In his role helping oversee the Division’s risk assessment and data-driven, predictive analytics development, Bauguess is especially wary of the types of black box solution that come with promises of minimal oversight from the compliance officers relying on it.

“What I see happening is that machine learning algorithms will circle towards collaboration with the human compliance officer as opposed to performing the actual compliance function.”

“That is similar to what we are doing at the SEC, we’re giving staff analytical tools to accelerate their existing work processes, but none of them are relying on machine learning algorithms alone to make decisions.”

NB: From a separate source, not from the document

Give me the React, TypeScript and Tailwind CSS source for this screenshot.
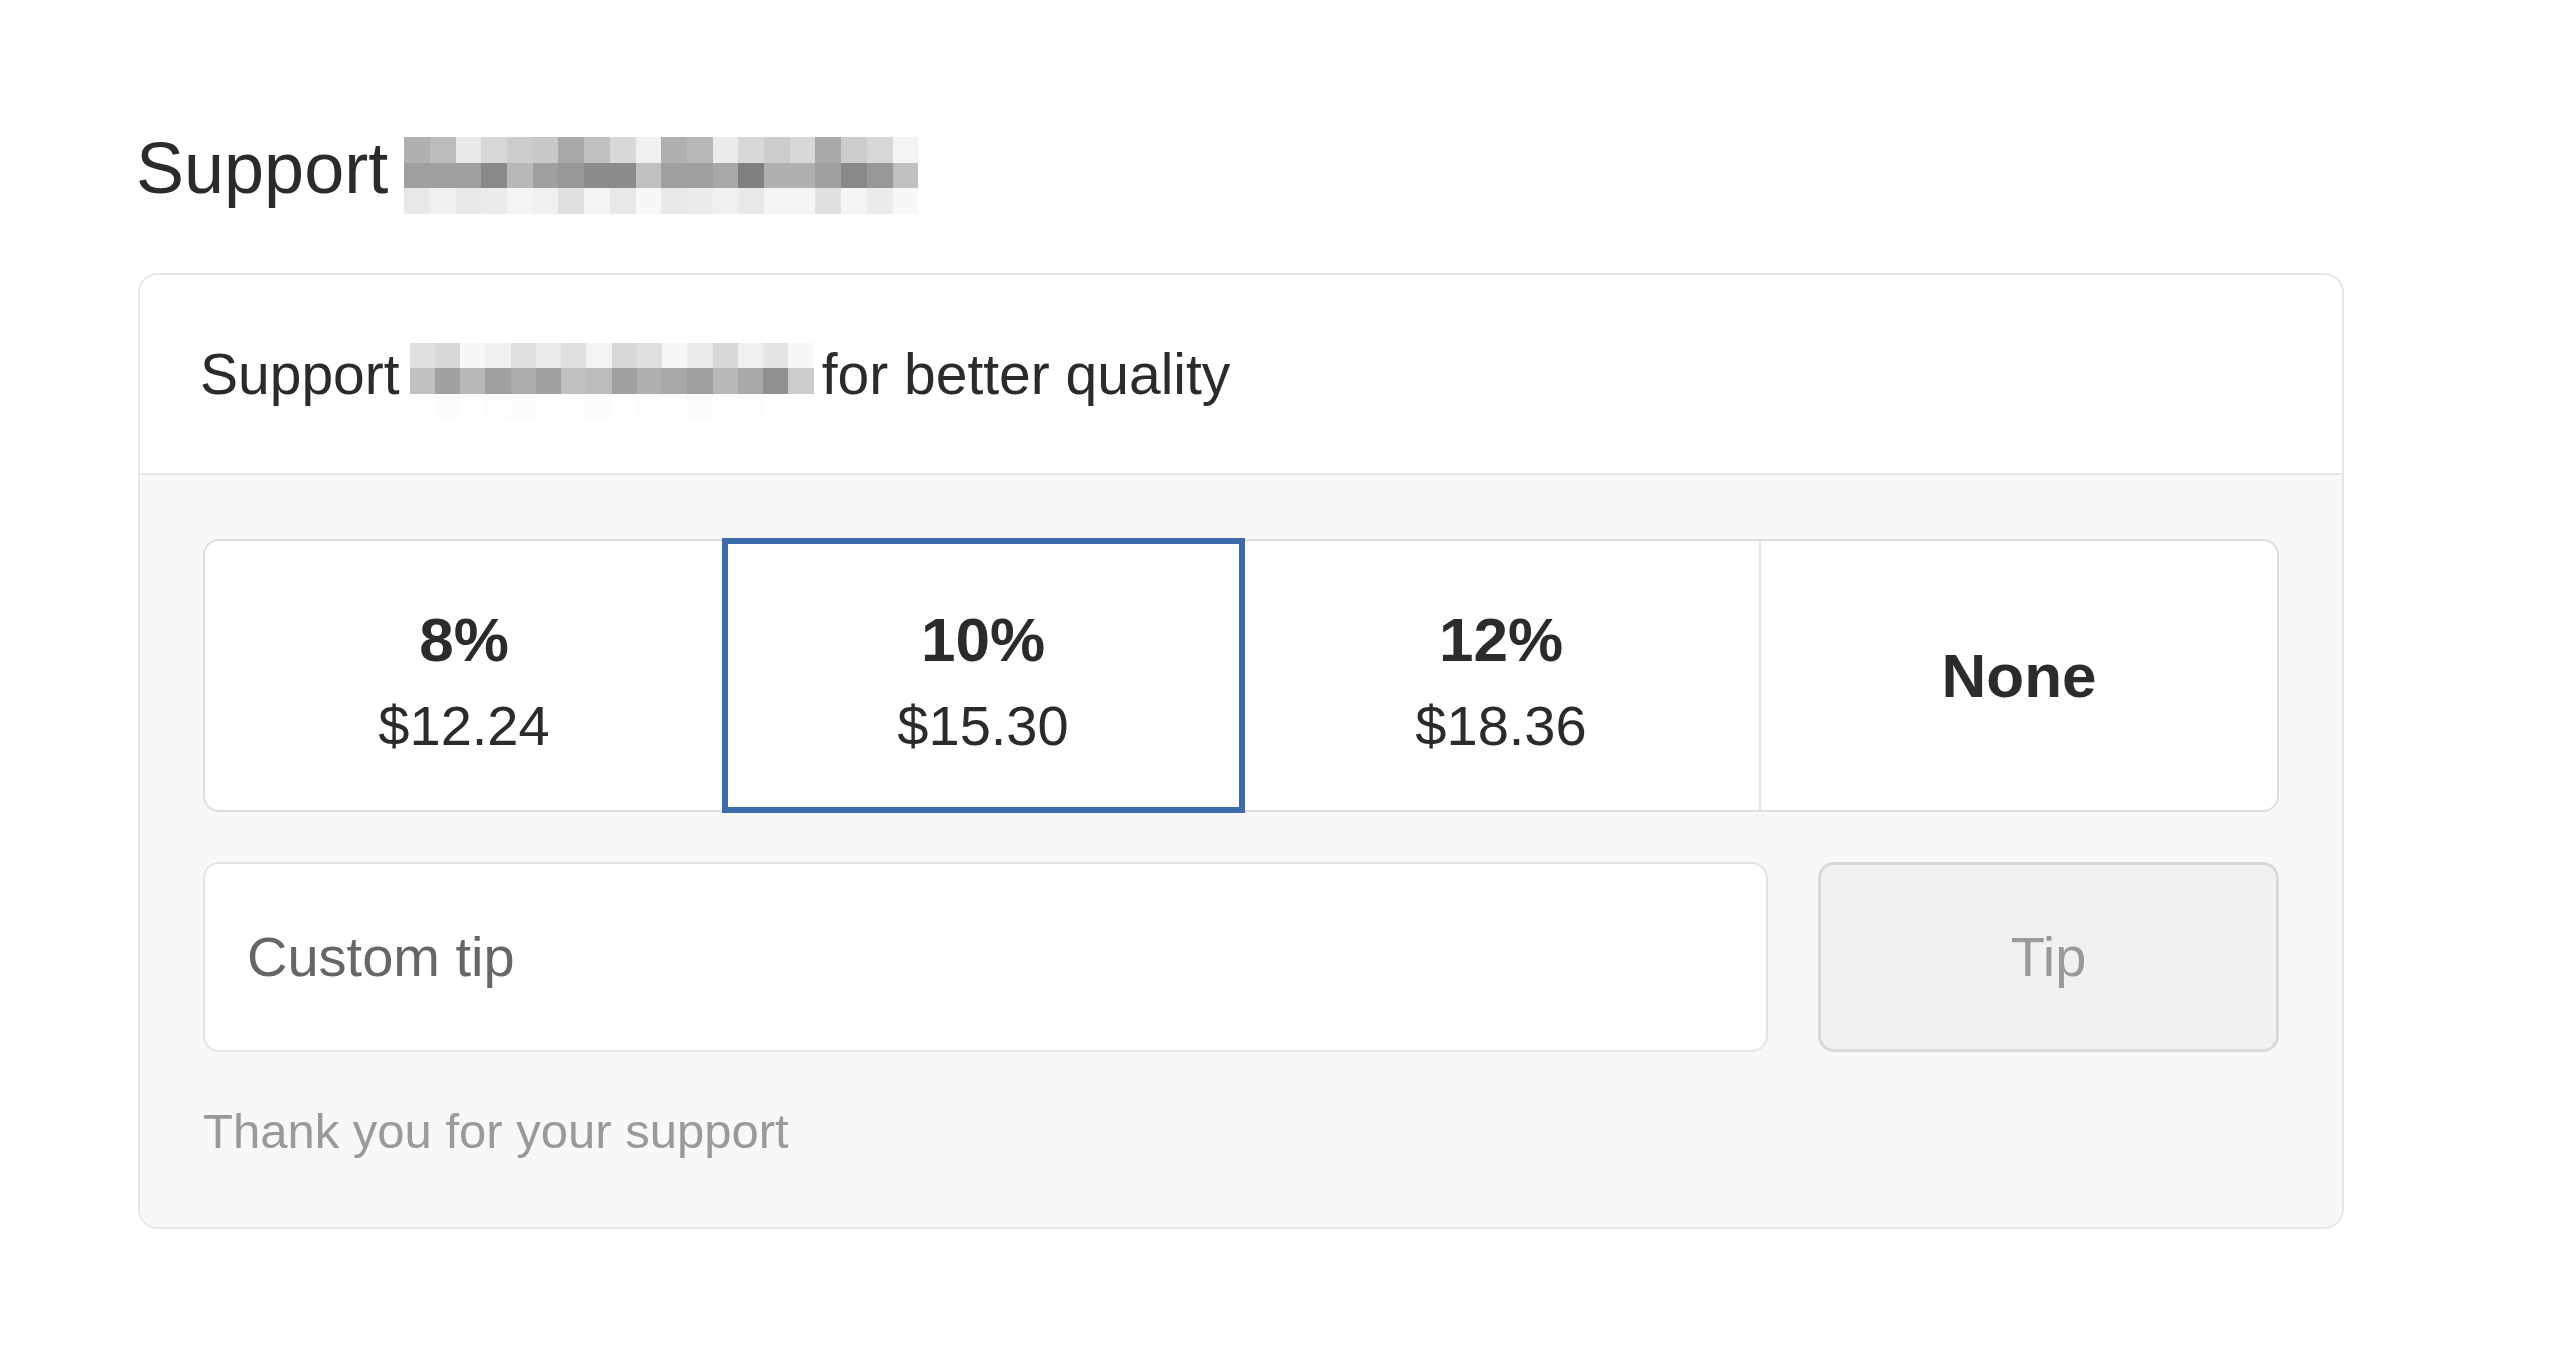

He said he believes truly machine driven decision making is “years away”. “In general, I think there is a lot of hype around what is possible with this technology today,” he said. “I believe we are still in the ‘proof of concept’ phase with most aspects of supervisory and compliance functions.”

Alongside a PhD in Finance, Bauguess also holds a BS and MS in Electrical Engineering and prior to his doctoral studies spent six years working as a technology engineer.

He is a new breed of regulator that understands and is comfortable using the technology he and his SEC colleagues are monitoring, but he believes the next generation coming through will move things along even faster.

“I feel I am becoming part of the old guard, while still being part of the new guard,” he said. “We are finding attorneys that can program, it’s the nature of the next generation. They grew up with phones in their hand and are hungry for this. The older generation will resist, and I’m not sure where the tipping point is. I think in five to 10 years we will see the culture of organizations really change to embrace it.”.